# Que tipo de caja usar para woofer al aire libre



## maxep (Oct 18, 2008)

bueno colegas mi consulta es sobre cajas de woofers. y que tipo de caja tiene mejor rendimiento al aire libre.mi idea es armar una caj debajos de 18" de 300rms pero estoy en la duda de que caja armar. por eso les consulto a ustds.  con que tipo de caja tubieron mejor rendimmiento en bajos al aire libre?


----------



## Fogonazo (Oct 18, 2008)

EL mayor rendimiento lo poseen las cajas de bocina exponencial o bocina plegada (Horn), pero el sonido esta bastante sintonizado a una frecuencia en particular.


----------



## fernandoae (Oct 19, 2008)

A que te referis cuando decis al aire libre? uso exterior o la configuracion "free air"?


----------



## Pablo16 (Oct 19, 2008)

Como bien dice Fogonazo, los tipo 'Horn' tienen el mejor rendimiento en exteriores a CIERTA frecuencia. 

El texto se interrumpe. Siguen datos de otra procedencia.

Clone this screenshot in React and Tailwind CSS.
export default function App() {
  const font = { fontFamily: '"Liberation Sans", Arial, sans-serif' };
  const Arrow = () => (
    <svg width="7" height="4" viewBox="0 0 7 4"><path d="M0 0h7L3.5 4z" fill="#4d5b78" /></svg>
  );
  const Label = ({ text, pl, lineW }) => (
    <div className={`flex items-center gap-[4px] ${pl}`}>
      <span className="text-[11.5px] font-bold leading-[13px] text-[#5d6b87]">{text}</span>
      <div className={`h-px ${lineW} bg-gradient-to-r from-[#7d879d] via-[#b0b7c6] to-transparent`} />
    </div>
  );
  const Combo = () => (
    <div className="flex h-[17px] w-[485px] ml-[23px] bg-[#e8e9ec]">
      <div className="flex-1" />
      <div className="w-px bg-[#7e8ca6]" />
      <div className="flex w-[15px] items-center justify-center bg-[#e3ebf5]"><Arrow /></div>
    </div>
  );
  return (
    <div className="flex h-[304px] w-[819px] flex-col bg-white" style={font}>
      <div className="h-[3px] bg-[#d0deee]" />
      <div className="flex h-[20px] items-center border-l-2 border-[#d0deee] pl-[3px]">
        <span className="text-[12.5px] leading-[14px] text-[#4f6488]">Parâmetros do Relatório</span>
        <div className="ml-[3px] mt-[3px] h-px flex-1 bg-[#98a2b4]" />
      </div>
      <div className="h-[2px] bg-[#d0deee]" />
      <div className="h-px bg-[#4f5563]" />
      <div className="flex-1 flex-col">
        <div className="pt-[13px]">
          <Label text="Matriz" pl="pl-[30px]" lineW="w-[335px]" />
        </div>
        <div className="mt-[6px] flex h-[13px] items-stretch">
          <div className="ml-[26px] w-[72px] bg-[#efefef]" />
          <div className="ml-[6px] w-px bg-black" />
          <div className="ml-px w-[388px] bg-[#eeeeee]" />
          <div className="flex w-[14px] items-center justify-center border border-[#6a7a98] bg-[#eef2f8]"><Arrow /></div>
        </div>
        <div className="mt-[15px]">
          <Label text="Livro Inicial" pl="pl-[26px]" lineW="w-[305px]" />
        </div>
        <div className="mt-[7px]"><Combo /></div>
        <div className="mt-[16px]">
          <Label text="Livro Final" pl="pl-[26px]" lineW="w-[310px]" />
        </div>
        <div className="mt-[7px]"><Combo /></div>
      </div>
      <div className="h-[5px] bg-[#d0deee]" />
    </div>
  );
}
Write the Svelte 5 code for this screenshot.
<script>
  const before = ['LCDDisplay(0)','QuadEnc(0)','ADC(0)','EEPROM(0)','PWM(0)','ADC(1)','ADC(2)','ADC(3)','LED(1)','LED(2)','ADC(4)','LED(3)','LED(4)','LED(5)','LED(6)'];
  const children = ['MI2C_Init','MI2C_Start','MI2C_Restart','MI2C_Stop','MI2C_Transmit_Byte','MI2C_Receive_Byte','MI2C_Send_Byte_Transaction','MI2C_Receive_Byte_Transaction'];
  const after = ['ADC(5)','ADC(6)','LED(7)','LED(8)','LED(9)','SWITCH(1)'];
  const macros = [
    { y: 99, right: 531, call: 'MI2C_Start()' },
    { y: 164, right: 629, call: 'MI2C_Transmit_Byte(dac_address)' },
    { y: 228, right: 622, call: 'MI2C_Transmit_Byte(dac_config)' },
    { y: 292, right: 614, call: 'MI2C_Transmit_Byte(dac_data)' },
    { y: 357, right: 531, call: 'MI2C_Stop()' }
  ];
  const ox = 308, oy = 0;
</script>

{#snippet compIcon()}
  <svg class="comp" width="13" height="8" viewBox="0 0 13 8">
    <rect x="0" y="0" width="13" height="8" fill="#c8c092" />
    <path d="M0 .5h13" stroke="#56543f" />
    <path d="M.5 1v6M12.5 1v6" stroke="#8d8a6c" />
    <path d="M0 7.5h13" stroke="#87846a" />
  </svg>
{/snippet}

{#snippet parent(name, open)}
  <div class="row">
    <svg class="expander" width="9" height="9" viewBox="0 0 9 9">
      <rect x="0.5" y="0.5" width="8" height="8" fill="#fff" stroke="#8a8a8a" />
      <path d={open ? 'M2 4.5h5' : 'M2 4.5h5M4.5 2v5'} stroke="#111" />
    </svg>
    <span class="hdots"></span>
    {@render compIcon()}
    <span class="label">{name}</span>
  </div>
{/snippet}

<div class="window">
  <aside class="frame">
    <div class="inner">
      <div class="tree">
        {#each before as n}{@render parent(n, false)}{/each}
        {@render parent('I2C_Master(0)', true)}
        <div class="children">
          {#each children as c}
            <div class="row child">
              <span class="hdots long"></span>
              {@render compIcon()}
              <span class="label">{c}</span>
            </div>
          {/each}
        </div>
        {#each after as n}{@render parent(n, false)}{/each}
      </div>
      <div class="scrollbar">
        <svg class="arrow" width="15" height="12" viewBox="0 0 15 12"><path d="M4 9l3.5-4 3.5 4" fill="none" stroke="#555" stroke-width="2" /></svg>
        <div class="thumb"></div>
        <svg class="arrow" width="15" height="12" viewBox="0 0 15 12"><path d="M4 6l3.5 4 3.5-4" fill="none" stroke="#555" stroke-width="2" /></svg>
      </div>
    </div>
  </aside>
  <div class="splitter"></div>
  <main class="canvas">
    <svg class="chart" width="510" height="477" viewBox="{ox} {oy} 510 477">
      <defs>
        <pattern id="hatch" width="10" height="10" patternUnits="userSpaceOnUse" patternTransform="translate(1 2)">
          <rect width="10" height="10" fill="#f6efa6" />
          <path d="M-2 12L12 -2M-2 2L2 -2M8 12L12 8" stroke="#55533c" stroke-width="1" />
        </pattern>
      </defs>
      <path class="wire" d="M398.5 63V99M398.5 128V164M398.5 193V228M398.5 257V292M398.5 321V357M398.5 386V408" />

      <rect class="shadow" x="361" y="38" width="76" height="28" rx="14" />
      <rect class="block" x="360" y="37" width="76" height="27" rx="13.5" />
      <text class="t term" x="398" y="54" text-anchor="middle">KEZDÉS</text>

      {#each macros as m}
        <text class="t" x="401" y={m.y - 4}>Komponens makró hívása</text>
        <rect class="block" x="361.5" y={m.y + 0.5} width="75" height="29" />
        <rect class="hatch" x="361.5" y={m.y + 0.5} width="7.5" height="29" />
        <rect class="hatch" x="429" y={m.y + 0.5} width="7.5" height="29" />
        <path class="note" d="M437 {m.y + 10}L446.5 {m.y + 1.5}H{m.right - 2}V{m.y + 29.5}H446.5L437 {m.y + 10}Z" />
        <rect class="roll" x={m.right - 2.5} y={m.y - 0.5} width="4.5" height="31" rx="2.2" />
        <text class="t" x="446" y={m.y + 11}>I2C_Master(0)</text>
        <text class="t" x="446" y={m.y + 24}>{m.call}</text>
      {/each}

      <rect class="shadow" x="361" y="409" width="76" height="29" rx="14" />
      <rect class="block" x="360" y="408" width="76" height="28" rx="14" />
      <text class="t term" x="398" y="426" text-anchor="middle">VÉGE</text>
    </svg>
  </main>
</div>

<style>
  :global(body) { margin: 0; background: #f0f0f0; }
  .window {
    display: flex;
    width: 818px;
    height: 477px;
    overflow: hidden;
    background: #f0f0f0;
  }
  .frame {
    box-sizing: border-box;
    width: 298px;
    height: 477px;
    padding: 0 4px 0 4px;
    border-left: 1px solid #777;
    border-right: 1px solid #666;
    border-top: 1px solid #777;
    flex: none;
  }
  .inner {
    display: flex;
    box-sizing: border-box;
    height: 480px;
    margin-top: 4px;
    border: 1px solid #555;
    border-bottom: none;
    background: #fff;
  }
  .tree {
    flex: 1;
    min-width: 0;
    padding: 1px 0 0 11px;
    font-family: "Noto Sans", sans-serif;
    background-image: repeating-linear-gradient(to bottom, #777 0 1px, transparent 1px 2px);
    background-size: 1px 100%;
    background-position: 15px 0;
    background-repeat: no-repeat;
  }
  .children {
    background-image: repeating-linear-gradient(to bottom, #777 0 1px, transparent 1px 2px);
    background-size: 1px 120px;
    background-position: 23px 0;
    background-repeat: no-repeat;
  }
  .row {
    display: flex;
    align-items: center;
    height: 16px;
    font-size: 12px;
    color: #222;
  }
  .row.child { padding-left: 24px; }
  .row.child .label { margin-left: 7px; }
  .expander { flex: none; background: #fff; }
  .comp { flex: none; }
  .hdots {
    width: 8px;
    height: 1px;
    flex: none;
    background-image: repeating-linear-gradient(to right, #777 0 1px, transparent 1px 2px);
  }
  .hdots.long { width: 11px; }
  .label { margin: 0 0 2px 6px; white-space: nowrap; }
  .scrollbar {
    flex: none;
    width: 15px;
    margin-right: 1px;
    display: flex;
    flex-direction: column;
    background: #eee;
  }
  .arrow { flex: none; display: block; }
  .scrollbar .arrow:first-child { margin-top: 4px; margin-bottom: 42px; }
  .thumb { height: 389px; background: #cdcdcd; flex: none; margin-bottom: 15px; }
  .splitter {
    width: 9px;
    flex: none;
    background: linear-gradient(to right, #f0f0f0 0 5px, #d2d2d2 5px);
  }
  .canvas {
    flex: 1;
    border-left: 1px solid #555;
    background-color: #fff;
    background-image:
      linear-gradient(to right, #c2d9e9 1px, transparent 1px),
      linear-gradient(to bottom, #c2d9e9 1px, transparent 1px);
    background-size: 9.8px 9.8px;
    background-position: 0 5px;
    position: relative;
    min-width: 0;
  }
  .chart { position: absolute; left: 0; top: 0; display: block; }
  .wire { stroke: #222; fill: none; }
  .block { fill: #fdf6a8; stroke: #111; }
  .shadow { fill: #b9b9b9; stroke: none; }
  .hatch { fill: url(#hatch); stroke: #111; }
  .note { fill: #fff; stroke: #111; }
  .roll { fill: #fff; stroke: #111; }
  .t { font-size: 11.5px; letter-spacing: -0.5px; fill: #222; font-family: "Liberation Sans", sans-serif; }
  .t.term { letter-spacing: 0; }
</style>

Podría ser una combinación de esos 'rebotes' y cajas bass reflex.

Saludos.


----------



## aldemarar (Oct 19, 2008)

lo mejor que puedes usar es un servi wega ab36


----------



## maxep (Oct 20, 2008)

muchas gracias por los comentarios. mi idea es como comente armarme una "por ahora " con un woofer de 18".con free air me refiero al uso en exteriores al aire libre.


----------



## Raciel Perez (Oct 22, 2008)

Creo que se deberia ser mas explisito, ademas para audio al aire libre a veces se obtienen mejores resultados variando la frecuencia con un ecualizador parametrico y esta es una imposibilidad de este tipo de caja acustica a la que se refiere que es sintonizada a una frecuencia especifica, es decir suena bien en un valor de frecuencia. yo para este caso recomendaria mejor un Bass reflex con ese parlante de 18".


----------



## detrakx (Oct 23, 2008)

Estoy de acuerdo con Raciel. Una bocina para sub y para colmo un 18" tiene que tener dimensiones muy grandes para lograr eficiencia. Por lo general la bocinas se utilizan en bajos y bajos / medios y no para subbajos.  (hablando siempre en frecuencias bajas). 
Un reflex es buena alternativa tambien podes hacer una TL (linea de transmisión)
Pero es un proyecto mas complicado. Como ventaja tenes la eficiencia a bajas frecuencias que es superior a la de un reflex.


----------